有经济学家说,要关注90%有工作的人是否愿意消费。 如果就业市场转好,他们应该会花钱。富人股市赚钱,更会多花点。 建议买入sbux也是有这个宏观经济变化的原因。




Consumers display stronger vital signs

By James Politi in Washington and Jonathan Birchall in New York

Published: March 31 2010 20:59 | Last updated: March 31 2010 20:59

Rosalind Wells, chief economist at the National Retail Federation, has been among the keenest observers of Americans’ spending patterns for more than 30 years.

Nothing in her long career watching US consumers, she said, compared with the impact of the last recession. “Consumers were in hibernation,” said Ms Wells. “People were really scared. Even those who had jobs and income were worried.”

But Ms Wells, a former chief economist at JC Penney, a near-ubiquitous presence in US shopping malls, said there were signs Americans were finally buying goods and services again. “They are coming back to life a little.”

Her cautious optimism is supported by recent government data, which suggest that consumer spending could grow at a rate of 3 per cent or more in the first quarter. That would mark a big jump compared with the 1.6 per cent rise in consumer spending during the fourth quarter of 2009, and the measure’s best performance since the start of 2007.

Reports by corporate America are also comforting. At Home Depot, the largest US home improvement retailer, customers are again buying kitchen counter tops and bathroom cabinets. At Kroger, the supermarket chain, shoppers are putting bunches of cut flowers in their baskets, and selecting better wines. Red Lobster, the casual dining restaurant chain, has reported its first positive sales growth for two years.

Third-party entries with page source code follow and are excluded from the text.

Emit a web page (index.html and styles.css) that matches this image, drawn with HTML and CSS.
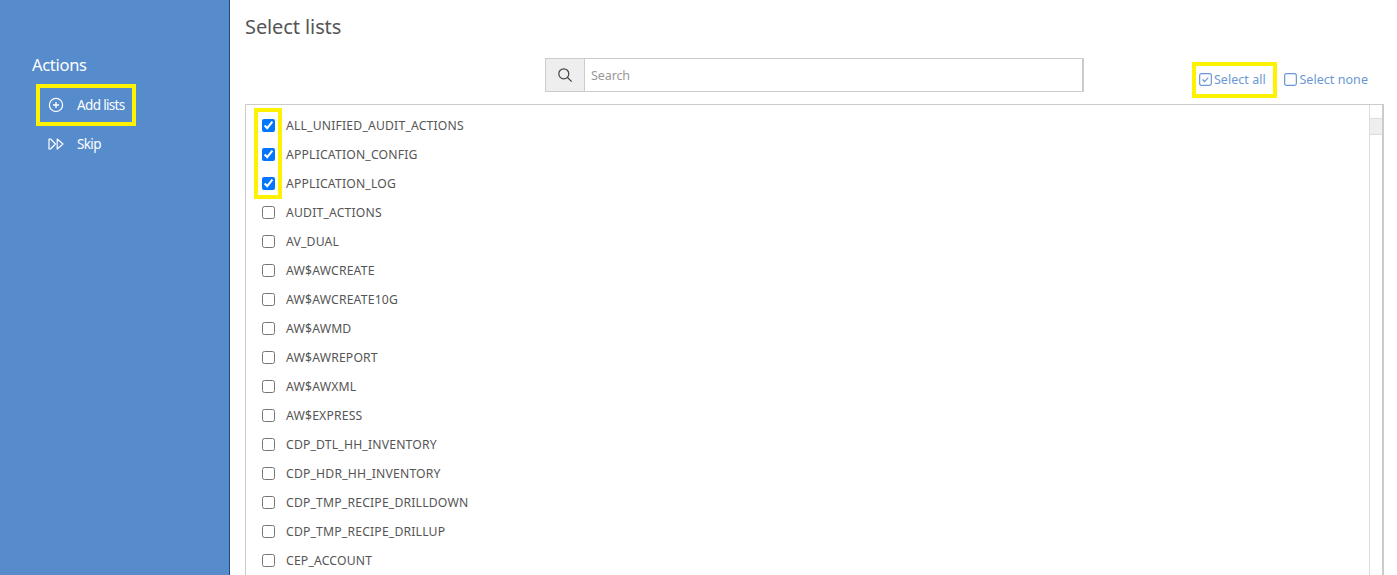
FILE: index.html
```html
<!DOCTYPE html>
<html lang="en">
<head>
<meta charset="utf-8">
<title>Select lists</title>
<link rel="stylesheet" href="styles.css">
</head>
<body>
<div class="app">
  <aside class="sidebar">
    <h2 class="side-title">Actions</h2>
    <a class="side-item side-item-marked">
      <svg class="side-icon" viewBox="0 0 16 16" fill="none" stroke="currentColor" stroke-width="1.2"><circle cx="8" cy="8" r="6.6"/><path d="M8 5v6M5 8h6" stroke-width="1.4"/></svg>
      <span>Add lists</span>
    </a>
    <a class="side-item">
      <svg class="side-icon" viewBox="0 0 16 16" fill="none" stroke="currentColor" stroke-width="1.2" stroke-linejoin="round"><path d="M1 3h1.6L7.4 8l-4.8 5H1z"/><path d="M9.2 3l5.8 5-5.8 5z"/></svg>
      <span>Skip</span>
    </a>
  </aside>
  <main class="content">
    <h1 class="page-title">Select lists</h1>
    <div class="toolbar">
      <div class="search">
        <span class="search-addon">
          <svg viewBox="0 0 16 16" width="16" height="16" fill="none" stroke="#444" stroke-width="1.2"><circle cx="6.8" cy="6.8" r="5"/><path d="M10.5 10.5l4.2 4.2"/></svg>
        </span>
        <input class="search-input" type="text" placeholder="Search">
      </div>
      <div class="select-links">
        <a class="select-link select-link-marked">
          <svg viewBox="0 0 14 14" width="13" height="13" fill="none" stroke="currentColor" stroke-width="1.3"><rect x="0.7" y="0.7" width="12.6" height="12.6" rx="2"/><path d="M3.8 7l2.2 2.2 4-4.2"/></svg>Select all
        </a>
        <a class="select-link">
          <svg viewBox="0 0 14 14" width="13" height="13" fill="none" stroke="currentColor" stroke-width="1.3"><rect x="0.7" y="0.7" width="12.6" height="12.6" rx="2"/></svg>Select none
        </a>
      </div>
    </div>
    <div class="list-panel">
      <div class="check-mark"></div>
      <ul class="list">
        <li><input type="checkbox" checked><span>ALL_UNIFIED_AUDIT_ACTIONS</span></li>
        <li><input type="checkbox" checked><span>APPLICATION_CONFIG</span></li>
        <li><input type="checkbox" checked><span>APPLICATION_LOG</span></li>
        <li><input type="checkbox"><span>AUDIT_ACTIONS</span></li>
        <li><input type="checkbox"><span>AV_DUAL</span></li>
        <li><input type="checkbox"><span>AW$AWCREATE</span></li>
        <li><input type="checkbox"><span>AW$AWCREATE10G</span></li>
        <li><input type="checkbox"><span>AW$AWMD</span></li>
        <li><input type="checkbox"><span>AW$AWREPORT</span></li>
        <li><input type="checkbox"><span>AW$AWXML</span></li>
        <li><input type="checkbox"><span>AW$EXPRESS</span></li>
        <li><input type="checkbox"><span>CDP_DTL_HH_INVENTORY</span></li>
        <li><input type="checkbox"><span>CDP_HDR_HH_INVENTORY</span></li>
        <li><input type="checkbox"><span>CDP_TMP_RECIPE_DRILLDOWN</span></li>
        <li><input type="checkbox"><span>CDP_TMP_RECIPE_DRILLUP</span></li>
        <li><input type="checkbox"><span>CEP_ACCOUNT</span></li>
      </ul>
      <div class="scrollbar">
        <div class="scroll-up"></div>
        <div class="scroll-thumb"></div>
      </div>
    </div>
  </main>
</div>
</body>
</html>
```
FILE: styles.css
```css
* { box-sizing: border-box; }
html, body { margin: 0; height: 100%; overflow: hidden; background: #fff; }
body { font-family: "Noto Sans", "Open Sans", sans-serif; color: #444; }
.app { display: flex; height: 575px; }
.sidebar {
  width: 230px;
  flex: none;
  background: #568bcc;
  border-right: 1px solid #1f4a7d;
  color: #fff;
  padding: 54px 0 0 32px;
}
.side-title { margin: 0 0 8px; font-size: 16.5px; line-height: 22px; font-weight: 400; letter-spacing: -0.3px; }
.side-item {
  display: flex;
  align-items: center;
  height: 42px;
  width: 100px;
  margin-left: 4px;
  padding-left: 12px;
  gap: 13px;
  border: 4.5px solid transparent;
  font-size: 13.5px;
  letter-spacing: -0.65px;
}
.side-item-marked { border-color: #fff200; }
.side-item + .side-item { margin-top: -3px; }
.side-icon { width: 16px; height: 16px; flex: none; margin-left: -4px; }
.content { flex: 1; min-width: 0; padding: 0 13px 0 15px; }
.page-title { margin: 0; padding-top: 14px; font-size: 20px; line-height: 26px; font-weight: 400; letter-spacing: -0.1px; color: #555; height: 58px; }
.toolbar { position: relative; height: 46px; display: flex; justify-content: flex-start; }
.search { display: flex; width: 539px; height: 34px; margin-left: 300px; border: 1px solid #ccc; border-right-width: 2px; }
.search-addon { width: 39px; flex: none; display: flex; align-items: center; justify-content: center; background: #eee; border-right: 1px solid #ccc; }
.search-input { flex: 1; min-width: 0; border: 0; outline: 0; padding: 0 6px; font: 12.5px "Noto Sans", sans-serif; letter-spacing: -0.1px; color: #444; }
.search-input::placeholder { color: #999; opacity: 1; }
.select-links { display: flex; margin-left: auto; align-items: center; height: 36px; margin-top: 4px; gap: 7px; padding-right: 16px; }
.select-link { display: flex; align-items: center; gap: 2px; height: 36px; padding: 0 6.5px 2px 2.5px; font-size: 12.5px; letter-spacing: 0.05px; color: #6a97d4; border: 4.5px solid transparent; white-space: nowrap; }
.select-link + .select-link { padding: 0 0 2px; border: 0; }
.select-link-marked { border-color: #fff200; width: 85px; }
.list-panel { position: relative; display: flex; height: 480px; border: 1px solid #ccc; border-right-width: 2px; overflow: hidden; }
.check-mark { position: absolute; left: 8px; top: 3px; width: 28px; height: 91px; border: 4.5px solid #fff200; }
.list { flex: 1; list-style: none; margin: 0; padding: 6px 0 0 16px; font-size: 12.2px; letter-spacing: 0.18px; color: #555; }
.list li { display: flex; align-items: center; height: 29px; }
.list input { width: 13px; height: 13px; margin: 0 11px 0 0; flex: none; }
.scrollbar { width: 13px; flex: none; border-left: 1px solid #ddd; }
.scroll-up { height: 14px; border-bottom: 1px solid #ddd; }
.scroll-thumb { height: 16px; background: #eee; border-bottom: 1px solid #ddd; }
```
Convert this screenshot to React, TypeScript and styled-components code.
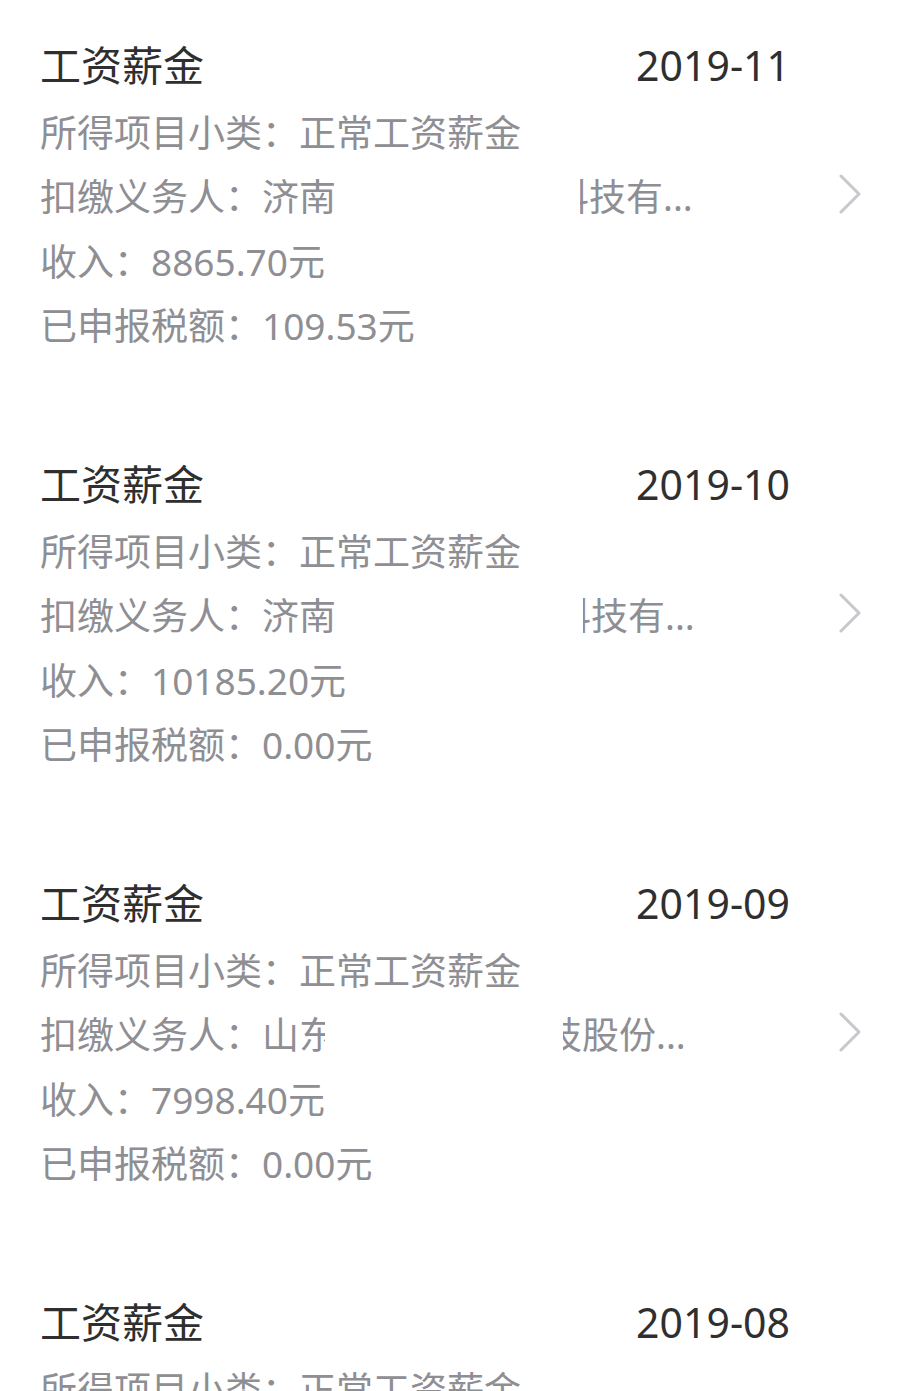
import React from 'react';
import styled, { createGlobalStyle } from 'styled-components';

const GlobalStyle = createGlobalStyle`
  html, body {
    margin: 0;
    padding: 0;
    background: #ffffff;
    overflow: hidden;
  }
  body {
    font-family: "Noto Sans", "Noto Sans CJK SC", sans-serif;
  }
`;

const List = styled.div`
  display: flex;
  flex-direction: column;
  gap: 95.8px;
  padding-top: 35px;
`;

const Item = styled.div`
  display: flex;
  align-items: center;
  gap: 48px;
  padding: 0 46px 0 40px;
`;

const Body = styled.div`
  flex: 1;
  min-width: 0;
`;

const Header = styled.div`
  display: flex;
  justify-content: space-between;
  align-items: center;
  height: 60px;
  margin-bottom: 6px;
  color: #2f2f2f;
`;

const Title = styled.span`
  font-size: 41px;
  line-height: 60px;
`;

const Month = styled.span`
  font-size: 41px;
  line-height: 60px;
`;

const Line = styled.div`
  display: flex;
  font-size: 37px;
  line-height: 64.3px;
  height: 64.3px;
  color: #8e8e93;
  white-space: nowrap;
`;

const Blank = styled.span<{ $w: number }>`
  display: inline-block;
  width: ${(p) => p.$w}px;
`;

// shows only the left part of a glyph
const CutLeft = styled.span<{ $w: number }>`
  display: inline-block;
  width: ${(p) => p.$w}px;
  overflow: hidden;
`;

// shows only the right part of a glyph
const CutRight = styled.span<{ $w: number }>`
  display: inline-flex;
  justify-content: flex-end;
  width: ${(p) => p.$w}px;
  overflow: hidden;

  span {
    flex: none;
  }
`;

const Chevron = styled.svg`
  flex: none;
  width: 24px;
  height: 40px;
  margin-bottom: 6px;
`;

interface Payer {
  head: string;
  headCut?: string;
  headCutW?: number;
  blank: number;
  tailCut: string;
  tailCutW: number;
  tail: string;
}

interface Record {
  month: string;
  payer: Payer;
  income: string;
  tax: string;
}

const records: Record[] = [
  {
    month: '2019-11',
    payer: { head: '济南', blank: 244, tailCut: '科', tailCutW: 9, tail: '技有...' },
    income: '8865.70',
    tax: '109.53',
  },
  {
    month: '2019-10',
    payer: { head: '济南', blank: 247, tailCut: '科', tailCutW: 8, tail: '技有...' },
    income: '10185.20',
    tax: '0.00',
  },
  {
    month: '2019-09',
    payer: { head: '山', headCut: '东', headCutW: 26, blank: 238, tailCut: '技', tailCutW: 19, tail: '股份...' },
    income: '7998.40',
    tax: '0.00',
  },
  {
    month: '2019-08',
    payer: { head: '济南', blank: 244, tailCut: '科', tailCutW: 9, tail: '技有...' },
    income: '8865.70',
    tax: '0.00',
  },
];

const App: React.FC = (): React.ReactElement => {
  return (
    <>
      <GlobalStyle />
      <List>
        {records.map((r) => (
          <Item key={r.month}>
            <Body>
              <Header>
                <Title>工资薪金</Title>
                <Month>{r.month}</Month>
              </Header>
              <Line>所得项目小类：正常工资薪金</Line>
              <Line>
                扣缴义务人：{r.payer.head}
                {r.payer.headCut && <CutLeft $w={r.payer.headCutW || 0}>{r.payer.headCut}</CutLeft>}
                <Blank $w={r.payer.blank} />
                <CutRight $w={r.payer.tailCutW}>
                  <span>{r.payer.tailCut}</span>
                </CutRight>
                {r.payer.tail}
              </Line>
              <Line>收入：{r.income}元</Line>
              <Line>已申报税额：{r.tax}元</Line>
            </Body>
            <Chevron viewBox="0 0 24 40">
              <path d="M3 2 L21 20 L3 38" fill="none" stroke="#c7c7cc" strokeWidth="3" strokeLinecap="round" strokeLinejoin="round" />
            </Chevron>
          </Item>
        ))}
      </List>
    </>
  );
};

export default App;
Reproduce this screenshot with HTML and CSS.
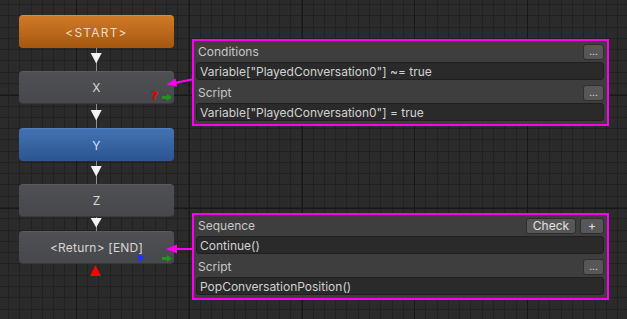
FILE: index.html
```html
<!DOCTYPE html>
<html>
<head>
<meta charset="utf-8">
<link rel="stylesheet" href="styles.css">
</head>
<body>
<div class="canvas">
  <div class="node node-start" style="top:15px">&lt;START&gt;</div>
  <div class="node node-gray" style="top:71px">X
    <span class="badge-q">?</span>
    <svg class="badge-go" width="10" height="7" viewBox="0 0 10 7"><rect x="0" y="2" width="5" height="3"/><polygon points="5,0 10,3.5 5,7"/></svg>
  </div>
  <div class="node node-blue" style="top:128px">Y</div>
  <div class="node node-gray" style="top:184px">Z</div>
  <div class="node node-gray node-end" style="top:231px">&lt;Return&gt; [END]
    <svg class="badge-play" width="7" height="8" viewBox="0 0 7 8"><polygon points="0,0 7,4 0,8"/></svg>
    <svg class="badge-go" width="10" height="7" viewBox="0 0 10 7"><rect x="0" y="2" width="5" height="3"/><polygon points="5,0 10,3.5 5,7"/></svg>
  </div>

  <div class="panel" style="top:39px">
    <div class="panel-head"><span class="label">Conditions</span><span class="btn btn-dots">...</span></div>
    <div class="field">Variable["PlayedConversation0"] ~= true</div>
    <div class="panel-head"><span class="label">Script</span><span class="btn btn-dots">...</span></div>
    <div class="field">Variable["PlayedConversation0"] = true</div>
  </div>

  <div class="panel" style="top:213px">
    <div class="panel-head"><span class="label">Sequence</span><span class="btn btn-check">Check</span><span class="btn btn-plus">+</span></div>
    <div class="field">Continue()</div>
    <div class="panel-head"><span class="label">Script</span><span class="btn btn-dots">...</span></div>
    <div class="field">PopConversationPosition()</div>
  </div>

  <svg class="links" width="627" height="319" viewBox="0 0 627 319">
    <g stroke="#8c8c8c" stroke-width="1">
      <line x1="96.5" y1="48" x2="96.5" y2="71"/>
      <line x1="96.5" y1="104" x2="96.5" y2="128"/>
      <line x1="96.5" y1="161" x2="96.5" y2="184"/>
      <line x1="96.5" y1="217" x2="96.5" y2="231"/>
    </g>
    <g fill="#f4f4f4">
      <polygon points="90.7,53 101.7,53 96.2,63.5"/>
      <polygon points="90.7,110 101.7,110 96.2,120.5"/>
      <polygon points="90.7,166 101.7,166 96.2,176.5"/>
      <polygon points="90.7,218 101.7,218 96.2,227.5"/>
    </g>
    <polygon fill="#ff0000" points="90,276 101,276 95.5,265"/>
    <g stroke="#ff00ee" stroke-width="2" fill="none">
      <line x1="193" y1="79.3" x2="172" y2="83.5"/>
      <line x1="193" y1="249" x2="172" y2="249"/>
    </g>
    <g fill="#ff00ee">
      <polygon points="166.5,84.5 177.1,86.8 175.5,78.5"/>
      <polygon points="166,249 177,244.5 177,253.5"/>
    </g>
  </svg>
</div>
</body>
</html>
```
FILE: styles.css
```css
html, body {
  margin: 0;
  padding: 0;
}
body {
  width: 627px;
  height: 319px;
  overflow: hidden;
  font-family: Inter, "Noto Sans", sans-serif;
}
.canvas {
  position: relative;
  width: 627px;
  height: 319px;
  background-color: #2b2b2b;
  background-image:
    repeating-linear-gradient(to right, transparent 0 76px, #171717 76px 77px, transparent 77px 112.8px),
    repeating-linear-gradient(to bottom, transparent 0 95px, #171717 95px 96px, transparent 96px 112.8px),
    repeating-linear-gradient(to right, transparent 0 8px, #212121 8px 9px, transparent 9px 11.28px),
    repeating-linear-gradient(to bottom, transparent 0 4px, #212121 4px 5px, transparent 5px 11.28px);
}
.node {
  position: absolute;
  left: 19px;
  width: 155px;
  height: 33px;
  box-sizing: border-box;
  border-radius: 4px;
  display: flex;
  align-items: center;
  justify-content: center;
  font-size: 12px;
  color: #d6d6d6;
  letter-spacing: 0.2px;
}
.node-gray {
  background: linear-gradient(#4f5054, #47484c);
  border-top: 1px solid #5a5b5f;
  border-bottom: 1px solid #3a3a3d;
}
.node-start {
  background: linear-gradient(#d07a28, #a5570f);
  border-top: 1px solid #d98a3d;
  color: #ecdcc8;
  letter-spacing: 1.2px;
}
.node-blue {
  background: linear-gradient(#4372b3, #2c5591);
  border-top: 1px solid #4f7dbd;
  color: #d8e2f0;
}
.badge-q {
  position: absolute;
  left: 132px;
  top: 17px;
  font-size: 12px;
  font-weight: 700;
  color: #e60000;
  letter-spacing: 0;
  font-family: "DejaVu Sans", sans-serif;
}
.badge-go {
  position: absolute;
  left: 143px;
  top: 22px;
  fill: #1d961d;
}
.node-end .badge-go {
  top: 23px;
}
.badge-play {
  position: absolute;
  left: 119px;
  top: 22px;
  fill: #1e32ff;
}
.panel {
  position: absolute;
  left: 192px;
  width: 417px;
  height: 87px;
  box-sizing: border-box;
  border: 2px solid #ff00ee;
  background: #3e3e3e;
  padding: 0 3px 0 2px;
  display: flex;
  flex-direction: column;
}
.panel-head {
  height: 21px;
  display: flex;
  align-items: center;
  gap: 4px;
}
.label {
  flex: 1;
  padding-left: 2px;
  font-size: 12px;
  color: #c8c8c8;
}
.field {
  height: 18px;
  box-sizing: border-box;
  margin-bottom: 2px;
  background: #2a2a2a;
  border: 1px solid #1f1f1f;
  border-radius: 3px;
  padding-left: 3px;
  display: flex;
  align-items: center;
  font-size: 12px;
  color: #d2d2d2;
}
.btn {
  height: 16px;
  box-sizing: border-box;
  background: #575757;
  border: 1px solid #2e2e2e;
  border-radius: 3px;
  display: flex;
  align-items: center;
  justify-content: center;
  font-size: 12px;
  color: #e2e2e2;
}
.btn-dots {
  width: 21px;
  font-size: 10px;
  align-items: flex-end;
  padding-bottom: 3px;
  line-height: 1;
}
.btn-check {
  width: 50px;
}
.btn-plus {
  width: 24px;
}
.links {
  position: absolute;
  left: 0;
  top: 0;
  pointer-events: none;
}
```
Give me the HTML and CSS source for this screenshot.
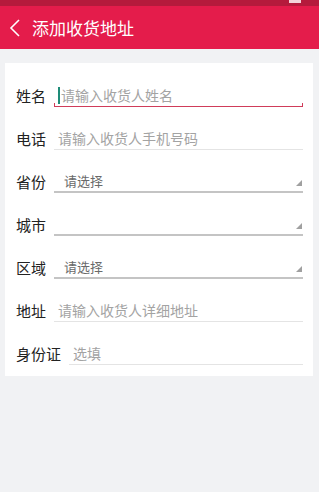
FILE: index.html
```html
<!DOCTYPE html>
<html lang="zh-CN">
<head>
    <meta charset="UTF-8">
    <meta name="viewport" content="width=device-width, initial-scale=1.0">
    <title>添加收货地址</title>
    <link rel="stylesheet" href="styles.css">
</head>
<body>
    <div class="screen">
        <div class="status-bar">
            <span class="battery"></span>
        </div>
        <div class="header">
            <svg class="back" width="12" height="18" viewBox="0 0 12 18">
                <path d="M10 1 L2 9 L10 17" fill="none" stroke="#fff" stroke-width="1.6"/>
            </svg>
            <h1>添加收货地址</h1>
        </div>
        <div class="card">
            <div class="form-row">
                <label>姓名</label>
                <div class="field focused"><span class="cursor"></span><span class="hint">请输入收货人姓名</span></div>
            </div>
            <div class="form-row">
                <label>电话</label>
                <div class="field"><span class="hint">请输入收货人手机号码</span></div>
            </div>
            <div class="form-row">
                <label>省份</label>
                <div class="field select"><span class="choice">请选择</span></div>
            </div>
            <div class="form-row">
                <label>城市</label>
                <div class="field select"><span class="choice"></span></div>
            </div>
            <div class="form-row">
                <label>区域</label>
                <div class="field select"><span class="choice">请选择</span></div>
            </div>
            <div class="form-row">
                <label>地址</label>
                <div class="field"><span class="hint">请输入收货人详细地址</span></div>
            </div>
            <div class="form-row">
                <label>身份证</label>
                <div class="field"><span class="hint">选填</span></div>
            </div>
        </div>
    </div>
</body>
</html>
```

FILE: styles.css
```css
body {
    margin: 0;
    width: 330px;
    height: 503px;
    background-color: #fff;
    font-family: "Noto Sans CJK SC", "Noto Sans", sans-serif;
    overflow: hidden;
}
.screen {
    width: 319px;
    height: 492px;
    background-color: #f1f2f4;
}
.status-bar {
    height: 6px;
    background-color: #b51a3c;
    position: relative;
}
.battery {
    position: absolute;
    right: 18px;
    top: 0;
    width: 12px;
    height: 3px;
    background-color: #f3d3da;
}
.header {
    height: 43px;
    background-color: #e41c4b;
    display: flex;
    align-items: center;
    padding-left: 9px;
}
.header .back {
    margin-right: 11px;
}
.header h1 {
    margin: 0;
    font-size: 17px;
    font-weight: normal;
    color: #fff;
    line-height: 20px;
}
.card {
    margin: 14px 6px 0 5px;
    background-color: #fff;
    padding: 11px 10px 0 11px;
    height: 302px;
}
.form-row {
    height: 43px;
    display: flex;
    align-items: center;
}
.form-row label {
    font-size: 15px;
    color: #222;
    margin-right: 8px;
    line-height: 16px;
}
.field {
    flex: 1;
    height: 16px;
    line-height: 16px;
    padding: 3px 0 3px 4px;
    border-bottom: 1px solid #e4e4e4;
    position: relative;
    display: flex;
    align-items: center;
}
.field.focused {
    border-bottom: 1px solid #d03c5a;
}
.field.focused::before,
.field.focused::after {
    content: "";
    position: absolute;
    bottom: 0;
    width: 1px;
    height: 3px;
    background-color: #d03c5a;
}
.field.focused::before {
    left: 0;
}
.field.focused::after {
    right: 0;
}
.cursor {
    width: 2px;
    height: 17px;
    background-color: #1e8c78;
    margin-right: 1px;
}
.hint {
    font-size: 14px;
    color: #a3a3a3;
}
.field.select {
    border-bottom: 2px solid #c4c4c4;
    padding-left: 10px;
    height: 15px;
}
.choice {
    font-size: 13px;
    color: #6a6a6a;
}
.field.select::after {
    content: "";
    position: absolute;
    right: 1px;
    bottom: 5px;
    width: 0;
    height: 0;
    border-left: 6px solid transparent;
    border-bottom: 6px solid #a0a0a0;
}
```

Starbucks and Whole Foods Market, both popular with middle-class shoppers, have seen their sales begin to increase again. “It’s a direct result of people feeling they can spend some discretionary money,” said David Dillon, Kroger’s chief executive, this week.

Renewed strength among consumers would provide a big boost to the US economic recovery, which has to date been led by higher business spending and by slower inventory depletion. More evidence of the strength or weakness of the recovery is due on Friday when the US publishes non-farm payrolls data.

Many economists think any consumer spending upswing remains limited. Persistently high unemployment, now at 9.7 per cent, as well as high debt of many US households, and housing market woes, are seen as structural barriers to spending that would be hard to break down. A fresh concern is gasoline prices – rising by some 15 per cent, to $2.82 per gallon, during the past six months.

To drive the recovery, US consumer spending would have to increase to at least 4 per cent this year. Most economists believe that after the first quarter consumer spending could weaken slightly to rates closer to 2 per cent. “I don’t think we should expect the consumer to be a leader at any stage in the recovery,” said Nigel Gault, chief US economist at IHS Global Insight.

Chris Donnelly, retail consultant at Accenture, said: “The good news is it’s not getting worse and it has stabilised. But you still have so many economic issues ... weighing on US consumers. I think you will see a prolonged period of slow growth. It’s better than uncertainty and decline – but it’s not robust growth.”

Some see reasons to be optimistic. This year’s surge in US equity prices has opened wallets of more affluent consumers, boosting sales of luxury goods.

Joe Lavorgna, chief US economist at Deutsche Bank, said the recent consumer spending increase occurred even without much activity in “durable goods” such as cars, appliances, furniture and electronics. He argued there is a lot of “pent-up demand” for these which may support retail sales later.

Low interest rates are a third factor. Americans’ bank accounts generate very little income, offering scant incentives to save.